La verità è che un GP come questo, tra la gloria e il disastro, i francesi lo hanno meritato: il circuito di Le Mans ha ospitato 278.805 spettatori in tutto il weekend, un record assoluto per la MotoGP che per trovare un diretto contendente deve tornare indietro al 2015, quando a Brno si sono contati 248.000 appassionati. Era il GP numero mille, ricorrenza probabilmente forzata (a ragione, col senno di poi) dalla Dorna per trovare un altro modo di festeggiare. Che è quello, a stringere, che hanno fatto gli appassionati in questi quattro giorni. Se fai il pilota a Le Mans la gente ti scambia per una divinità, chiunque tu sia e qualunque cosa tu stia facendo. Il Team Gresini, addirittura, ha vestito un uomo del team da pilota - con tuta e casco - e l’ha mandato a salutare il pubblico che prontamente si è acceso anche per lui. Fabio Quartararo e Johann Zarco poi provocavano cori che non avrebbero sfigurato qualche settimana fa nei quartieri spagnoli di Napoli. C’erano moto, tantissime, così come c’erano grigliate in ogni angolo, campeggi pieni, musica alta. Alle cinque di mattina, a circa 10 chilometri dal circuito, si continuavano a sentire i motori amplificati da scarichi originali mandati al limitatore fino all’esplosione. Camminando per i campeggi potevi imbatterti in fiammate di tre metri, sbiellate, grippate, piccole deflagrazioni. Il tutto ininterrottamente dalle nove della mattina. Le Mans è come la guerra ma senza armi, un campo di battaglia che produce un continuo di fumi ed esplosioni in un incessante crescendo del livello alcolico e una grandissima passione per le corse.
Ma come hanno fatto? Innanzitutto l’evento è stato preparato - e dunque pubblicizzato - con mesi d’anticipo e grande insistenza, ma va anche detto che Le Mans ha una tradizione motoristica spaventosa. Il promoter non ha regalato i biglietti, che hanno lo stesso prezzo di buona parte dei GP, ha piuttosto dato molte più ragioni al pubblico per acquistarli.
Nel giovedì delle conferenze stampa la gente è entrata in pitlane per una caccia agli autografi e per vedere (e sentire) le MotoGP da vicino. Così sono stati venduti circa 15.000 biglietti, il tutto senza che ci fosse una sola moto in pista. Il venerdì invece concerti appena fuori dal paddock, feste e situazioni che avrebbero impressionato anche una banda di raver accaniti. Il sabato poi, sul rettilineo si è consumato un lunghissimo show tra stunt e freestyle, ma la cosa notevole è stata la presenza di Fabio Quartararo, appollaiato sul muretto dei box per buona parte della serata finché non è sceso per scambiare due chiacchiere con Giacomo Agostini e lanciare uno dei suoi caschi in edizione limitata al pubblico producendo una sorta di terremoto.

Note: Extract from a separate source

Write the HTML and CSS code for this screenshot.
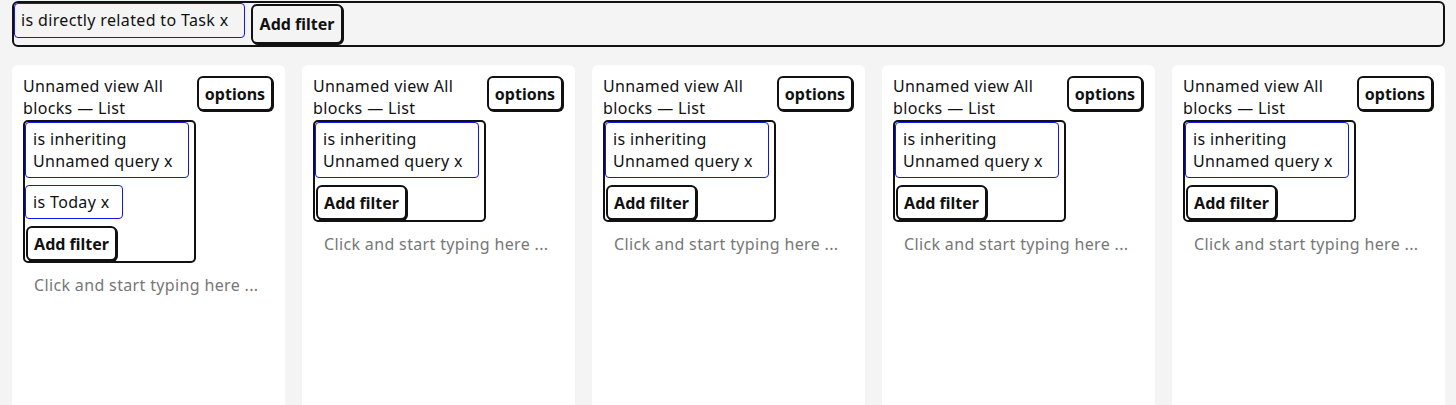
FILE: index.html
```html
<!DOCTYPE html>
<html>
<head>
<meta charset="utf-8">
<link rel="stylesheet" href="styles.css">
</head>
<body>
<div class="topbar">
  <span class="chip chip-top">is directly related to Task x</span>
  <button class="btn btn-top">Add filter</button>
</div>
<div class="cards">
  <div class="card">
    <div class="card-head">
      <div class="title">Unnamed view All blocks — List</div>
      <button class="btn btn-options">options</button>
    </div>
    <div class="filters">
      <span class="chip chip-wide">is inheriting Unnamed query x</span>
      <span class="chip">is Today x</span>
      <button class="btn btn-add">Add filter</button>
    </div>
    <div class="placeholder">Click and start typing here ...</div>
  </div>
  <div class="card">
    <div class="card-head">
      <div class="title">Unnamed view All blocks — List</div>
      <button class="btn btn-options">options</button>
    </div>
    <div class="filters">
      <span class="chip chip-wide">is inheriting Unnamed query x</span>
      <button class="btn btn-add">Add filter</button>
    </div>
    <div class="placeholder">Click and start typing here ...</div>
  </div>
  <div class="card">
    <div class="card-head">
      <div class="title">Unnamed view All blocks — List</div>
      <button class="btn btn-options">options</button>
    </div>
    <div class="filters">
      <span class="chip chip-wide">is inheriting Unnamed query x</span>
      <button class="btn btn-add">Add filter</button>
    </div>
    <div class="placeholder">Click and start typing here ...</div>
  </div>
  <div class="card">
    <div class="card-head">
      <div class="title">Unnamed view All blocks — List</div>
      <button class="btn btn-options">options</button>
    </div>
    <div class="filters">
      <span class="chip chip-wide">is inheriting Unnamed query x</span>
      <button class="btn btn-add">Add filter</button>
    </div>
    <div class="placeholder">Click and start typing here ...</div>
  </div>
  <div class="card">
    <div class="card-head">
      <div class="title">Unnamed view All blocks — List</div>
      <button class="btn btn-options">options</button>
    </div>
    <div class="filters">
      <span class="chip chip-wide">is inheriting Unnamed query x</span>
      <button class="btn btn-add">Add filter</button>
    </div>
    <div class="placeholder">Click and start typing here ...</div>
  </div>
</div>
</body>
</html>
```

FILE: styles.css
```css
* { box-sizing: border-box; }
html, body { margin: 0; padding: 0; }
body {
  background: #f4f4f4;
  font-family: "Noto Sans", "Liberation Sans", sans-serif;
  font-size: 16px;
  line-height: 22px;
  letter-spacing: 0.35px;
  color: #111;
  overflow: hidden;
}
.topbar {
  margin: 1px 11px 0 12px;
  border: 2px solid #111;
  border-radius: 6px;
  display: flex;
  align-items: flex-start;
  gap: 6px;
  height: 46px;
  background: #f4f4f4;
}
.chip {
  display: inline-block;
  border: 1px solid #1515e8;
  border-radius: 4px;
  padding: 5px 12px 5px 7px;
  line-height: 22px;
  background: #fff;
  white-space: normal;
}
.chip-top {
  background: transparent;
  padding: 5px 6px 6px 6px;
  width: 231px;
  white-space: nowrap;
}
.btn {
  font-family: inherit;
  font-size: 16px;
  font-weight: 700;
  letter-spacing: 0;
  color: #111;
  background: #fff;
  border: 2px solid #111;
  border-radius: 6px;
  box-shadow: 1px 1px 0 #111;
  padding: 0;
  line-height: 20px;
  white-space: nowrap;
  cursor: pointer;
}
.btn-top {
  margin-top: 1px;
  height: 40px;
  width: 92px;
  background: #f4f4f4;
}
.cards {
  display: flex;
  gap: 17px;
  margin: 18px 11px 0 12px;
}
.card {
  width: 273px;
  flex: none;
  background: #fff;
  border-radius: 6px;
  padding: 10px 12px 0 11px;
  min-height: 400px;
}
.card-head {
  display: flex;
  justify-content: space-between;
  align-items: flex-start;
}
.title {
  width: 172px;
  line-height: 22px;
}
.btn-options {
  margin-top: 1px;
  width: 76px;
  height: 35px;
}
.filters {
  width: 173px;
  margin-top: 1px;
  border: 2px solid #111;
  border-radius: 5px;
  display: flex;
  flex-direction: column;
  align-items: flex-start;
  gap: 7px;
}
.chip-wide {
  width: 164px;
}
.btn-add {
  margin-left: 1px;
  width: 91px;
  height: 35px;
}
.placeholder {
  margin-top: 11px;
  padding-left: 11px;
  color: #777;
  white-space: nowrap;
}
```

Immaginare una cosa del genere in Italia è praticamente impossibile, se non altro perché tra le colline del Mugello non ci sarebbe lo spazio per accogliere un pubblico così grande. La festa degli anni d’oro però, quando la gente passava la domenica di gara a dormire in tenda coi postumi del sabato (svegliandosi con l’inno delle 14:45) sarebbe bello vederla ancora. Perché la tradizione a noi non manca. Le motoseghe amplificate e la voglia di arrivare a mattina nemmeno. Senza Valentino però è più difficile, così come è più difficile mettere in scena uno spettacolo come quello visto sul rettilineo del Bugatti Circuit. Quello che si può fare però è dare più possibilità alle persone, farle interagire con i piloti, obbligare quest’ultimi a una scampagnata tra le colline anche fosse soltanto nel giovedì di gara. E poi organizzare le entrate ai cancelli e le invasioni di pista, lasciando la gente libera di godersi uno spettacolo di cui il pubblico è sempre stato parte integrante.
Se questa gara con la Francia l’abbiamo persa in partenza, qualcosa di grande possiamo farlo anche noi: al Mugello non si dorme e la pista è tra le più belle del mondo.